◆ Your task
The material below includes pictures; leave them out and return only the lines between the line containing "What React, TypeScript" and the line containing "import React from 'react';", inclusive, word for word.

Entries with page source code
▬▬▬
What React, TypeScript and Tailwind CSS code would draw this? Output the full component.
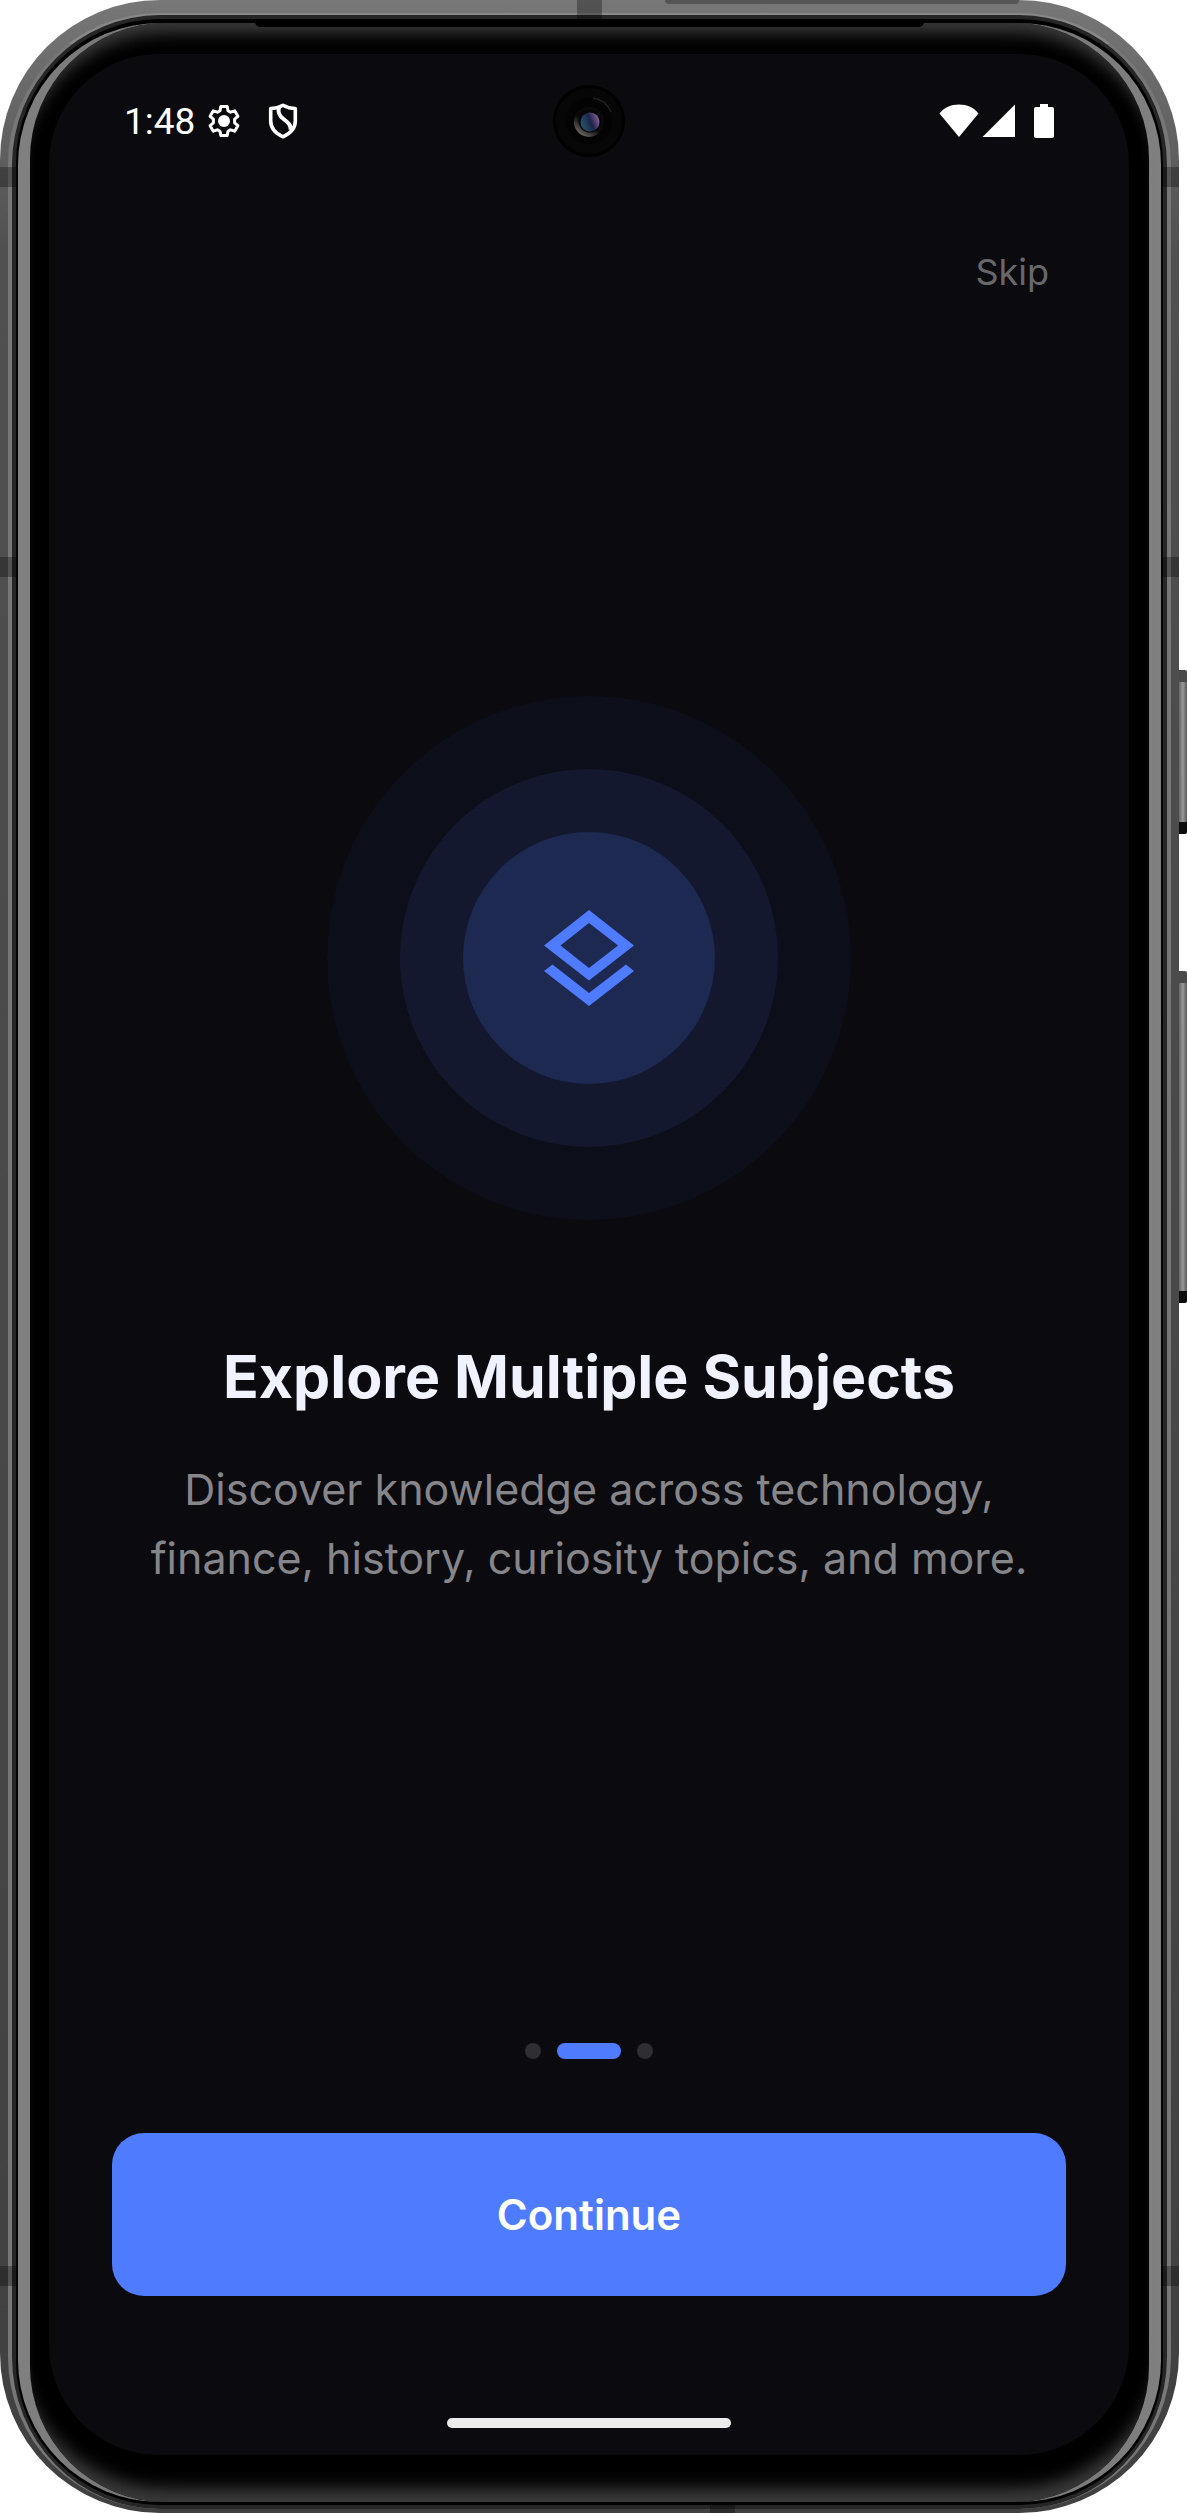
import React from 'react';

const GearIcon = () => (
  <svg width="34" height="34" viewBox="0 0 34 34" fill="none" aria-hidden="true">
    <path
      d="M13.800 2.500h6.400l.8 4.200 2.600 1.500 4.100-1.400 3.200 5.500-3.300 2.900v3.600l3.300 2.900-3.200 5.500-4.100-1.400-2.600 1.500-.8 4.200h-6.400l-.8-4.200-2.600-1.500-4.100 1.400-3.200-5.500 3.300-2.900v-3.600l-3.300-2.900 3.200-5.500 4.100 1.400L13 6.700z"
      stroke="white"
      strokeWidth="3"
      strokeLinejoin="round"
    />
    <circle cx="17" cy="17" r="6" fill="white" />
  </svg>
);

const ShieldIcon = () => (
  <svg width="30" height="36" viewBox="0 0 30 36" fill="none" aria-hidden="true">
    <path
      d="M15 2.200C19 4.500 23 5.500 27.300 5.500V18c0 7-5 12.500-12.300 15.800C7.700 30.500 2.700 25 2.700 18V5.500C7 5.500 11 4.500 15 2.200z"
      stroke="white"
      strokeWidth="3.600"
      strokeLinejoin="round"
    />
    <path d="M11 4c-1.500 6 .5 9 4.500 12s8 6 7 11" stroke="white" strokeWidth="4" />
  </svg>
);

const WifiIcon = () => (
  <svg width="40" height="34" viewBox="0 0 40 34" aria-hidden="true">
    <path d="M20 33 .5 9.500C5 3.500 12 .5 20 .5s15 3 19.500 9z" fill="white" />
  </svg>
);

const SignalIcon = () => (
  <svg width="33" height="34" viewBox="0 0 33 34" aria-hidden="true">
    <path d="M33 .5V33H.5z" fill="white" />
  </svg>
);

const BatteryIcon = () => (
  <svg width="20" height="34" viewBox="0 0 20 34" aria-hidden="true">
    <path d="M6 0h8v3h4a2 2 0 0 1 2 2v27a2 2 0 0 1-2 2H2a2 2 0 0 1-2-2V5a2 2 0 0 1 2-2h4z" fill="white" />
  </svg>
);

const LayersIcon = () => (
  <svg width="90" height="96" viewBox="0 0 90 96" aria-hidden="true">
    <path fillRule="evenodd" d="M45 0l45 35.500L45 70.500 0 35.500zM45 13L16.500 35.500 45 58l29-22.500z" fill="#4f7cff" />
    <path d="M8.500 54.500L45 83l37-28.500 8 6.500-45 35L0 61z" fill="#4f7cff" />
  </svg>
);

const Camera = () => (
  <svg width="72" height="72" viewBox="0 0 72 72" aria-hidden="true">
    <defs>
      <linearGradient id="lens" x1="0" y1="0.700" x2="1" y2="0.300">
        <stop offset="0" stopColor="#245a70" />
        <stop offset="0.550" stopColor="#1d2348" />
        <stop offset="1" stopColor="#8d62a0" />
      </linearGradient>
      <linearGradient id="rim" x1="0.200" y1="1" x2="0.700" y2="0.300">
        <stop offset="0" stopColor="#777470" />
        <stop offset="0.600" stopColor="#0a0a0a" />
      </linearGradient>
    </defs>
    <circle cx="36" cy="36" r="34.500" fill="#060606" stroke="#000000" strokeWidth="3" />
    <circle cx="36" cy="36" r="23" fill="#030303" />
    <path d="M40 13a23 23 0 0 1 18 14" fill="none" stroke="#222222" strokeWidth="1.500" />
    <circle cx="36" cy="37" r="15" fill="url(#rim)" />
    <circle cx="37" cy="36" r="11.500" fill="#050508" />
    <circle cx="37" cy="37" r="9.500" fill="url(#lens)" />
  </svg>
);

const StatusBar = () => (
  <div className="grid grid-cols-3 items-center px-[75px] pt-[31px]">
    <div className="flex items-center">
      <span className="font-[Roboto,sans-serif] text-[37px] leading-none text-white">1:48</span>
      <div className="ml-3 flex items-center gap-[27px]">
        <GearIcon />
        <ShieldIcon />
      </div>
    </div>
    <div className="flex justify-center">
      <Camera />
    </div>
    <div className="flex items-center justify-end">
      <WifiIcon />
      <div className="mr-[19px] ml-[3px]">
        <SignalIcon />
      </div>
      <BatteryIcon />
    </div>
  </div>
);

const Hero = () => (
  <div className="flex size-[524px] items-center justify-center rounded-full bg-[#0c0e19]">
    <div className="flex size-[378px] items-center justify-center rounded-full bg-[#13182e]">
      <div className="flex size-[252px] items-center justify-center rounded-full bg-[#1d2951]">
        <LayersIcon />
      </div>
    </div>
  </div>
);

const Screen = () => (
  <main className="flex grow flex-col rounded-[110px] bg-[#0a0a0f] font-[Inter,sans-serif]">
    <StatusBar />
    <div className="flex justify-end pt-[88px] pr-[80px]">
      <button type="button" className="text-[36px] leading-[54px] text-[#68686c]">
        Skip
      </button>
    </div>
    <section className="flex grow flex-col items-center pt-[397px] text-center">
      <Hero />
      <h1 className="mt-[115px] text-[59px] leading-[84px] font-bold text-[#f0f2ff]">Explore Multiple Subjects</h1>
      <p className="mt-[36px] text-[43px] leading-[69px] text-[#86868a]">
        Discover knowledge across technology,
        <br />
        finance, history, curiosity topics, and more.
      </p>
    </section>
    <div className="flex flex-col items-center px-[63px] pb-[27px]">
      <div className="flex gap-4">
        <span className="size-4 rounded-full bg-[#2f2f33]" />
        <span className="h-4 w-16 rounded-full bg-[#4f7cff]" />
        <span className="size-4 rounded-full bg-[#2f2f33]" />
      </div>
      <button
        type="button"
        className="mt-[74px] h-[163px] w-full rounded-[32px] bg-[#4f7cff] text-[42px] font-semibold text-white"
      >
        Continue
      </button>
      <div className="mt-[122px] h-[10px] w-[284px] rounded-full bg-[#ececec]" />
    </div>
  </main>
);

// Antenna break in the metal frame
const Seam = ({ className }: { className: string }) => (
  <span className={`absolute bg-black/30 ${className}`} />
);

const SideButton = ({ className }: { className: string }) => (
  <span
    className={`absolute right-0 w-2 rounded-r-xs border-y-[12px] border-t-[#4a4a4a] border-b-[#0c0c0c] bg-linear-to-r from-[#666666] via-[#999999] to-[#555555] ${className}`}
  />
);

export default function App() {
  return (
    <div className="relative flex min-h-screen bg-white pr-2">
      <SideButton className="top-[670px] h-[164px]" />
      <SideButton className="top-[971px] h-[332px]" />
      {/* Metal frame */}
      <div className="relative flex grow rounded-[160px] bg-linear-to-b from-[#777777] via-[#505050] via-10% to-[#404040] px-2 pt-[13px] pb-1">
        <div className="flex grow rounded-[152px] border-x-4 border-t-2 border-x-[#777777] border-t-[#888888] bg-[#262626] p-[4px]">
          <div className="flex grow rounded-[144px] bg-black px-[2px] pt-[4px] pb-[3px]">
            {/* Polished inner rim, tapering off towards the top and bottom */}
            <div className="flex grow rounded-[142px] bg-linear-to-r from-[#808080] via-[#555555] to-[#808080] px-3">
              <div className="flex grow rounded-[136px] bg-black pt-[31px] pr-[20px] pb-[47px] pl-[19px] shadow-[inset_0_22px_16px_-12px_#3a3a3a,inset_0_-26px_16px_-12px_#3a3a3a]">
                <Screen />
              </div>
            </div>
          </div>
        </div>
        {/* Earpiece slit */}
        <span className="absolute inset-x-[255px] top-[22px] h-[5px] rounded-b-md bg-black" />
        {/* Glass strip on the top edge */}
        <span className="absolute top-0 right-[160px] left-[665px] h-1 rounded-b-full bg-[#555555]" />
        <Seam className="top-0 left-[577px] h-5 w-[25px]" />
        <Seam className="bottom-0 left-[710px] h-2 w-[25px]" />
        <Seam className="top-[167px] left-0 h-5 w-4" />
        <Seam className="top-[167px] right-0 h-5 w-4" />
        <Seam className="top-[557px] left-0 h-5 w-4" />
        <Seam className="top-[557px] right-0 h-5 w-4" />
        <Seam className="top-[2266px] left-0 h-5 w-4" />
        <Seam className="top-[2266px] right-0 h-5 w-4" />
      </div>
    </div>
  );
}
▬▬▬
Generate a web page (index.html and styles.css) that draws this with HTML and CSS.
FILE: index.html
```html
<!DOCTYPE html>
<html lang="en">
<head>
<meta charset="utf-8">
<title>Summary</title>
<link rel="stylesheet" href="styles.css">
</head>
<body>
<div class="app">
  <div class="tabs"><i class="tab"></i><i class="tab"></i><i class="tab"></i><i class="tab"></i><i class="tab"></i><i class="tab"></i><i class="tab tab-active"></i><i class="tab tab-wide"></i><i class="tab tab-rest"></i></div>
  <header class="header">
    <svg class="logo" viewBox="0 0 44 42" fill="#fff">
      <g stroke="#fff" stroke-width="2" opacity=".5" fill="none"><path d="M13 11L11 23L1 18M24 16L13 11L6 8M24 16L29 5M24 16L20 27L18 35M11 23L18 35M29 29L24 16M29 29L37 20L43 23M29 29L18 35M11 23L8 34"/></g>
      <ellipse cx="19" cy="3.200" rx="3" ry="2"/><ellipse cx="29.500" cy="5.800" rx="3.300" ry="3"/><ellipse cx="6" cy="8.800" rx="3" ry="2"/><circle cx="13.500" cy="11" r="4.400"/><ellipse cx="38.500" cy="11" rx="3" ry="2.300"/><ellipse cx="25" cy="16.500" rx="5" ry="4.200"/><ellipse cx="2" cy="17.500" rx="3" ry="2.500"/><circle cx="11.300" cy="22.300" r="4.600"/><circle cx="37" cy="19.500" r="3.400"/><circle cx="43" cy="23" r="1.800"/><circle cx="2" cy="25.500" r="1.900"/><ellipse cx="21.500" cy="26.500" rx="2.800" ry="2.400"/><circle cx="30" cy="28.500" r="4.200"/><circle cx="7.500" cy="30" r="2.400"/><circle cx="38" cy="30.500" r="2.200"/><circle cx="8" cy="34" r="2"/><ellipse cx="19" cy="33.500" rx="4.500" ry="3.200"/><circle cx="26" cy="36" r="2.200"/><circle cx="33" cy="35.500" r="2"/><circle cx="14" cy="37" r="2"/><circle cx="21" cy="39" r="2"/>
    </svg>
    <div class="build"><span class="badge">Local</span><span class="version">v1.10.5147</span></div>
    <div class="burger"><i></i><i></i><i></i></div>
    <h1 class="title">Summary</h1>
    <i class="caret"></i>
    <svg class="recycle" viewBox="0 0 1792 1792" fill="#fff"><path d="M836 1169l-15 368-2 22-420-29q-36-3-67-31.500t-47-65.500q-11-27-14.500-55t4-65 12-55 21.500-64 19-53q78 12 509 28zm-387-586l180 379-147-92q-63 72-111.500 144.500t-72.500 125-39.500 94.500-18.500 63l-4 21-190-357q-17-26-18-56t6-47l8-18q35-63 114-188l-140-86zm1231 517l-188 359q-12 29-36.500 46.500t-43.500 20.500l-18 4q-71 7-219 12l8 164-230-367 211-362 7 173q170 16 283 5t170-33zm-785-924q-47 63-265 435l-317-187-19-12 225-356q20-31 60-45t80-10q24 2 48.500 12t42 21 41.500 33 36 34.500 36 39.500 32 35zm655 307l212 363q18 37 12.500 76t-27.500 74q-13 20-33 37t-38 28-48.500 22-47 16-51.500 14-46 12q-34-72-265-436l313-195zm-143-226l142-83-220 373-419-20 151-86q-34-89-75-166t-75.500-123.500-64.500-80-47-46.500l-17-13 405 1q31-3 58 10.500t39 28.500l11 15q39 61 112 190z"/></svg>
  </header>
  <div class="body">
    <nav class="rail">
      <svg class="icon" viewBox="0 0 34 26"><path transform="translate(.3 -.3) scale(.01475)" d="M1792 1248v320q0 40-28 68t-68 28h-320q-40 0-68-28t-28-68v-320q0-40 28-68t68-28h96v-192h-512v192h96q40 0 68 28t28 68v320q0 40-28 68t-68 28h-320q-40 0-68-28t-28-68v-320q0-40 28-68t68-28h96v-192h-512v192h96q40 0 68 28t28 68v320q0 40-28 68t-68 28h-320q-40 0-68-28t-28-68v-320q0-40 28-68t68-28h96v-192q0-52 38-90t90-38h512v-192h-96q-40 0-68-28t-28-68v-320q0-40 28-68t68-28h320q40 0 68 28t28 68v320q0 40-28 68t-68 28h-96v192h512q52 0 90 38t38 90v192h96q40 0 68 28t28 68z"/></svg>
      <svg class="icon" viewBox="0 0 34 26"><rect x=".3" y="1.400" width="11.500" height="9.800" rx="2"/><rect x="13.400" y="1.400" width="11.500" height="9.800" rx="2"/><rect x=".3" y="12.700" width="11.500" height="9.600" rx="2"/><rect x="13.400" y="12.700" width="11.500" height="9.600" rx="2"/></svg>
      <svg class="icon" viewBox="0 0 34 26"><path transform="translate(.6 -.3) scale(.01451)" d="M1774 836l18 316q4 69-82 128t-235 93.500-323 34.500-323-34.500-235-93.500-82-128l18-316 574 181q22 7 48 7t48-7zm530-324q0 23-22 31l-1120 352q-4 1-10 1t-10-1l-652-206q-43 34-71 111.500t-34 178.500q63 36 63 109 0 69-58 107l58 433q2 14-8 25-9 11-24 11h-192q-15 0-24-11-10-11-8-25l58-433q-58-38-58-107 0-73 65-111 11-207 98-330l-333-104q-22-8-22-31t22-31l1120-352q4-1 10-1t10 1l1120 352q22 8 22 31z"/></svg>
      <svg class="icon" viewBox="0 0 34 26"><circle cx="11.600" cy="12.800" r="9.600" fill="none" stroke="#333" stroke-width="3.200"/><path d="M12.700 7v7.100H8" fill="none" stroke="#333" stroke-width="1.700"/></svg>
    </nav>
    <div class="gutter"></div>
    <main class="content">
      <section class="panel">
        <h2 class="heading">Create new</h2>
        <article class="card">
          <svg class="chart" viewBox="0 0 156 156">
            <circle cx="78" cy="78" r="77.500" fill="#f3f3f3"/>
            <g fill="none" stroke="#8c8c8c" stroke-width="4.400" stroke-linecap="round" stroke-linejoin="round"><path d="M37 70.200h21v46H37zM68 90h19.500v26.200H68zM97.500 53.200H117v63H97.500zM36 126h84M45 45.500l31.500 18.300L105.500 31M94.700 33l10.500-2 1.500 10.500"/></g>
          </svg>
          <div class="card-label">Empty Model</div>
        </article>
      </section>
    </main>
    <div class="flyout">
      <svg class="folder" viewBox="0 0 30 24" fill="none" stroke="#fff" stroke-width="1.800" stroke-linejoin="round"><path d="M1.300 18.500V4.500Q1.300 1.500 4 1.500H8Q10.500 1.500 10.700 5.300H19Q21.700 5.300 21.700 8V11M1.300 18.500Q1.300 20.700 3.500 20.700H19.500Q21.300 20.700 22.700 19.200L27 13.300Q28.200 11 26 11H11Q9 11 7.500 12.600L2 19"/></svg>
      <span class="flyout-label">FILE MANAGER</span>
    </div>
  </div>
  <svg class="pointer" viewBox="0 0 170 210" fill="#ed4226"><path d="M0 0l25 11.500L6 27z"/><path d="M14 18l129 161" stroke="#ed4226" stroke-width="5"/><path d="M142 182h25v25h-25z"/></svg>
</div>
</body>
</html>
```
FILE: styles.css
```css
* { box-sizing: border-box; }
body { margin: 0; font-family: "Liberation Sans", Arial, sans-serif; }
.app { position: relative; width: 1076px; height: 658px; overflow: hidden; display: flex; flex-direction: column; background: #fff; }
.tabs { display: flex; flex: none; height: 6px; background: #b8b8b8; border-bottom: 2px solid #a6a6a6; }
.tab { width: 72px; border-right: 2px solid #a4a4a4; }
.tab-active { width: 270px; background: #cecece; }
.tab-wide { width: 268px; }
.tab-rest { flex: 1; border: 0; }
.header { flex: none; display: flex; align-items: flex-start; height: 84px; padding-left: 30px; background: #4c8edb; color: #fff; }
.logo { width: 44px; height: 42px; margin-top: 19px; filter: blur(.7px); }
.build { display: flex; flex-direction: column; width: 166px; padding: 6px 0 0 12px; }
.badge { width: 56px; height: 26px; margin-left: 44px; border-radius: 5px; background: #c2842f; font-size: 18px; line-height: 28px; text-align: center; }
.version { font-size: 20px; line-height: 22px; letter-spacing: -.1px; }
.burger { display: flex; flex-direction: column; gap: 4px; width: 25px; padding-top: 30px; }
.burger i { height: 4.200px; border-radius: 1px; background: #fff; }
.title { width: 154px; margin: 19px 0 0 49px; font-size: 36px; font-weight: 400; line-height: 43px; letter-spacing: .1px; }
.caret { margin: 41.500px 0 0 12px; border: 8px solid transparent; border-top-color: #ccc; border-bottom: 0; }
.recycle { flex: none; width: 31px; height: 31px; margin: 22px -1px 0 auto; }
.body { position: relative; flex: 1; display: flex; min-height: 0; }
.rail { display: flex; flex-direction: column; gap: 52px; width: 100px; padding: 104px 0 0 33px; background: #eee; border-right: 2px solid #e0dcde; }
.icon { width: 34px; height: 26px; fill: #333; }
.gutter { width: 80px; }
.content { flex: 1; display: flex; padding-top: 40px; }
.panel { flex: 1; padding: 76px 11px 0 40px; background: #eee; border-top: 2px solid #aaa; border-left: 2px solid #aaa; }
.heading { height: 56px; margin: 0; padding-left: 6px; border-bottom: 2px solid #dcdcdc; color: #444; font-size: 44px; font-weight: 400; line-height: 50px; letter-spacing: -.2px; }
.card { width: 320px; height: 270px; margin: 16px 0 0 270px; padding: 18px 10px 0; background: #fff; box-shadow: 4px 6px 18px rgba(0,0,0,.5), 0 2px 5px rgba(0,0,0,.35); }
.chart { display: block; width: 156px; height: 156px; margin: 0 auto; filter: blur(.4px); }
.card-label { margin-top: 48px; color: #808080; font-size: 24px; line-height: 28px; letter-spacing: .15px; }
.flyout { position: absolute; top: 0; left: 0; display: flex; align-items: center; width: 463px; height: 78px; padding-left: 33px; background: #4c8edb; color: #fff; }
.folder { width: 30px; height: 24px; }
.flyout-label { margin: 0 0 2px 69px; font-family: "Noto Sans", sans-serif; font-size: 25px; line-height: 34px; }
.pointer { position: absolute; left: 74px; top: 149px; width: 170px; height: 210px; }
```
▬▬▬
◆ Written response
What React, TypeScript and Tailwind CSS code would draw this? Output the full component.
import React from 'react';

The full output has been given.